His major group exhibitions include Sculptural Impulse, held at the Buk-Seoul Museum of Art in 2022; Kak, at the Hite Collection; and Stop Worrying and Love the Bomb, held at the Seoul Museum of Art in 2021.

The Kimsechoong Sculpture Award will be awarded to Kim Yunshin (b. 1935), and the Kimsechoong Sculpture Award for Young Artists will be awarded to Jihyun Jung (b. 1986). Yuri Seo (b. 1973) will be awarded the Korean Art Writing and Publishing Award for her book Dislocation and Counter-Subjectification: A History of Minjung Art in the 1980s Korea (2022).

The jury for the Kimsechoong Sculpture Award and the Kimsechoong Sculpture Award for Young Artists was composed of Ahn Kyuchul (chairman of the jury and a former professor at the Korea National University of Arts), Lee Yong Deok (professor at Seoul National University), Lee Soo Hong (professor at Hongik University), Moon Joo (professor at Seoul National University), and Jo Eun-jeong (art critic). The award ceremony will be held on June 24 at 3 p.m. at the Kimsechoong Museum in Yongsan-gu, Seoul.

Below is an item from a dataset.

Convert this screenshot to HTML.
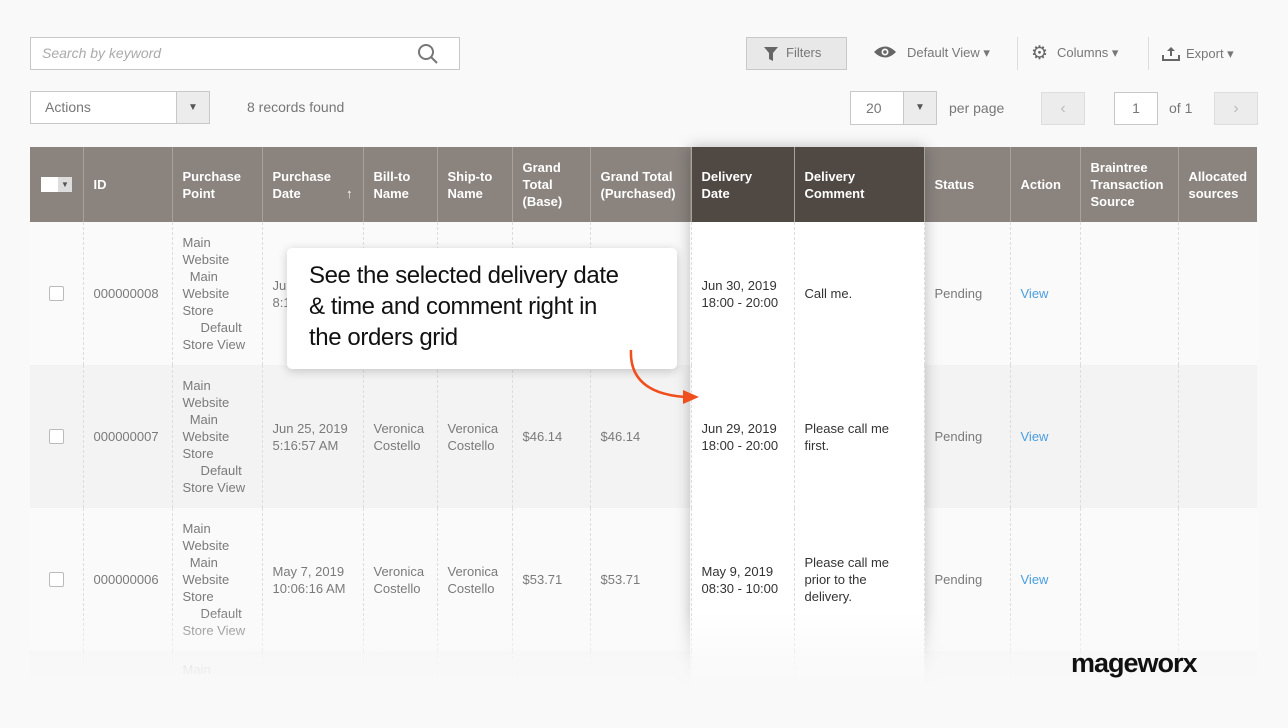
<!DOCTYPE html>
<html><head><meta charset="utf-8"><style>
*{box-sizing:border-box;margin:0;padding:0}
body{width:1288px;height:728px;background:#f9f9f9;font-family:"Liberation Sans",sans-serif;position:relative;overflow:hidden;color:#777}
.abs{position:absolute}
.box{position:absolute;border:1px solid #c8c8c8;background:#fff}
table{position:absolute;left:30px;top:147px;border-collapse:collapse;table-layout:fixed;width:1227px;font-size:13px}
th{background:#8a837e;color:#fff;text-align:left;font-weight:bold;padding:0 10px;height:75px;line-height:17px;border-left:1px solid #a8a29d;vertical-align:middle}
th.d{background:#4f4843}
td{padding:0 10px;vertical-align:middle;line-height:17px;border-left:1px dashed #ddd;height:143px;color:#7a7a7a}
tr.last td{height:50px;vertical-align:top;padding-top:10px}
tr.a td{background:#fafafa}
tr.b td{background:#f3f3f3}
td.d{background:#fff!important;color:#333}
td.v{color:#4a9ee0}
.cb{width:15px;height:15px;border:1px solid #bbb;background:#fff;border-radius:2px;margin-left:9px}
</style></head><body>
<div class="box" style="left:30px;top:37px;width:430px;height:33px"></div>
<div class="abs" style="left:42px;top:45px;font-size:14px;font-style:italic;color:#aaa">Search by keyword</div>
<svg class="abs" style="left:417px;top:43px" width="22" height="22" viewBox="0 0 22 22"><circle cx="9" cy="9" r="7" fill="none" stroke="#777" stroke-width="2"/><line x1="14" y1="14" x2="20" y2="20" stroke="#777" stroke-width="2"/></svg>

<div class="abs" style="left:746px;top:37px;width:101px;height:33px;background:#e8e8e8;border:1px solid #c8c8c8"></div>
<svg class="abs" style="left:764px;top:47px" width="14" height="14" viewBox="0 0 14 14"><path d="M0 0H14L9 6V14L5 12V6Z" fill="#666"/></svg>
<div class="abs" style="left:786px;top:45px;font-size:13px;color:#777">Filters</div>
<svg class="abs" style="left:873px;top:45px" width="24" height="14" viewBox="0 0 24 14"><path d="M1 7Q12 -4 23 7Q12 18 1 7Z" fill="#666"/><circle cx="12" cy="7" r="3.5" fill="#f9f9f9"/><circle cx="12" cy="7" r="1.8" fill="#666"/></svg>
<div class="abs" style="left:907px;top:45px;font-size:13px;color:#777">Default View ▾</div>
<div class="abs" style="left:1017px;top:37px;width:1px;height:33px;background:#ddd"></div>
<div class="abs" style="left:1031px;top:42px;font-size:19px;color:#666">⚙</div>
<div class="abs" style="left:1057px;top:45px;font-size:13px;color:#777">Columns ▾</div>
<div class="abs" style="left:1148px;top:37px;width:1px;height:33px;background:#ddd"></div>
<svg class="abs" style="left:1162px;top:46px" width="18" height="15" viewBox="0 0 18 15"><path d="M1 9V14H17V9" fill="none" stroke="#666" stroke-width="2"/><path d="M9 1L5 5H8V10H10V5H13Z" fill="#666"/></svg>
<div class="abs" style="left:1186px;top:46px;font-size:13px;color:#777">Export ▾</div>

<div class="box" style="left:30px;top:91px;width:180px;height:33px"></div>
<div class="abs" style="left:176px;top:92px;width:33px;height:31px;background:#ececec;border-left:1px solid #c8c8c8;font-size:10px;text-align:center;line-height:31px;color:#555">▼</div>
<div class="abs" style="left:45px;top:99px;font-size:14px;color:#777">Actions</div>
<div class="abs" style="left:247px;top:99px;font-size:14px;color:#777">8 records found</div>
<div class="box" style="left:850px;top:91px;width:87px;height:34px"></div>
<div class="abs" style="left:903px;top:92px;width:33px;height:32px;background:#ececec;border-left:1px solid #c8c8c8;font-size:10px;text-align:center;line-height:32px;color:#555">▼</div>
<div class="abs" style="left:866px;top:100px;font-size:14px;color:#777">20</div>
<div class="abs" style="left:949px;top:100px;font-size:14px;color:#777">per page</div>
<div class="abs" style="left:1041px;top:92px;width:44px;height:33px;background:#ececec;border:1px solid #ddd;color:#bbb;text-align:center;line-height:31px;font-size:16px">‹</div>
<div class="box" style="left:1114px;top:92px;width:44px;height:33px;text-align:center;line-height:31px;font-size:14px;color:#777">1</div>
<div class="abs" style="left:1169px;top:100px;font-size:14px;color:#777">of 1</div>
<div class="abs" style="left:1214px;top:92px;width:44px;height:33px;background:#ececec;border:1px solid #ddd;color:#bbb;text-align:center;line-height:31px;font-size:16px">›</div>

<table>
<colgroup><col style="width:53px"><col style="width:89px"><col style="width:90px"><col style="width:101px"><col style="width:74px"><col style="width:75px"><col style="width:78px"><col style="width:101px"><col style="width:103px"><col style="width:130px"><col style="width:86px"><col style="width:70px"><col style="width:98px"><col style="width:79px"></colgroup>
<tr><th style="border-left:0;padding:0 11px"><div style="width:31px;height:15px;background:#fff;position:relative"><div style="position:absolute;right:0;top:0;width:14px;height:15px;background:#ddd;font-size:8px;color:#555;text-align:center;line-height:15px">▼</div></div></th><th>ID</th><th>Purchase Point</th><th>Purchase Date <span style="float:right;font-weight:normal">↑</span></th><th>Bill-to Name</th><th>Ship-to Name</th><th>Grand Total (Base)</th><th>Grand Total (Purchased)</th><th class="d">Delivery Date</th><th class="d">Delivery Comment</th><th>Status</th><th>Action</th><th>Braintree Transaction Source</th><th>Allocated sources</th></tr>
<tr class="a"><td style="border-left:0"><div class="cb"></div></td><td>000000008</td><td>Main Website<br>&nbsp;&nbsp;Main Website Store<br>&nbsp;&nbsp;&nbsp;&nbsp;&nbsp;Default Store View</td><td>Jun 25, 2019<br>8:14:21 AM</td><td></td><td></td><td></td><td></td><td class="d">Jun 30, 2019<br>18:00 - 20:00</td><td class="d">Call me.</td><td>Pending</td><td class="v">View</td><td></td><td></td></tr>
<tr class="b"><td style="border-left:0"><div class="cb"></div></td><td>000000007</td><td>Main Website<br>&nbsp;&nbsp;Main Website Store<br>&nbsp;&nbsp;&nbsp;&nbsp;&nbsp;Default Store View</td><td>Jun 25, 2019<br>5:16:57 AM</td><td>Veronica Costello</td><td>Veronica Costello</td><td>$46.14</td><td>$46.14</td><td class="d">Jun 29, 2019<br>18:00 - 20:00</td><td class="d">Please call me first.</td><td>Pending</td><td class="v">View</td><td></td><td></td></tr>
<tr class="a"><td style="border-left:0"><div class="cb"></div></td><td>000000006</td><td>Main Website<br>&nbsp;&nbsp;Main Website Store<br>&nbsp;&nbsp;&nbsp;&nbsp;&nbsp;Default Store View</td><td>May 7, 2019<br>10:06:16 AM</td><td>Veronica Costello</td><td>Veronica Costello</td><td>$53.71</td><td>$53.71</td><td class="d">May 9, 2019<br>08:30 - 10:00</td><td class="d">Please call me prior to the delivery.</td><td>Pending</td><td class="v">View</td><td></td><td></td></tr>
<tr class="b last"><td style="border-left:0"></td><td></td><td>Main</td><td></td><td></td><td></td><td></td><td></td><td class="d"></td><td class="d"></td><td></td><td></td><td></td><td></td></tr>
</table>
<div class="abs" style="left:690px;top:147px;width:235px;height:540px;box-shadow:0 0 14px rgba(0,0,0,.25);pointer-events:none"></div>
<div class="abs" style="left:0;top:610px;width:1288px;height:118px;background:linear-gradient(rgba(249,249,249,0),rgba(249,249,249,.85) 45%,#f9f9f9 65%)"></div>

<div class="abs" style="left:287px;top:248px;width:390px;height:121px;background:#fff;border-radius:5px;box-shadow:0 2px 10px rgba(0,0,0,.2)"></div>
<div class="abs" style="left:309px;top:260px;width:370px;font-size:24px;line-height:31px;color:#111;letter-spacing:-0.4px;white-space:nowrap">See the selected delivery date<br>&amp; time and comment right in<br>the orders grid</div>
<svg class="abs" style="left:625px;top:345px" width="80" height="62" viewBox="0 0 80 62"><path d="M6 5Q4 48 60 52" fill="none" stroke="#f04e1c" stroke-width="2.5"/><path d="M58 45L74 52L58 59Z" fill="#f04e1c"/></svg>
<div class="abs" style="left:1071px;top:648px;font-size:27px;font-weight:bold;color:#111;letter-spacing:-1px">mageworx</div>
</body></html>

The Kimsechoong Sculpture Award was established in 1987 to honor the work of Kim Se-Choong (1928–1986), a member of the first generation of modern Korean sculpture. The sculptor’s most famous work is the statue of General Chungmugong Yi Sunsin at Gwanghwamun, and he served as the director of the National Museum of Contemporary Art. The Kimsechoong Sculpture Award has honored 80 sculptors so far this year.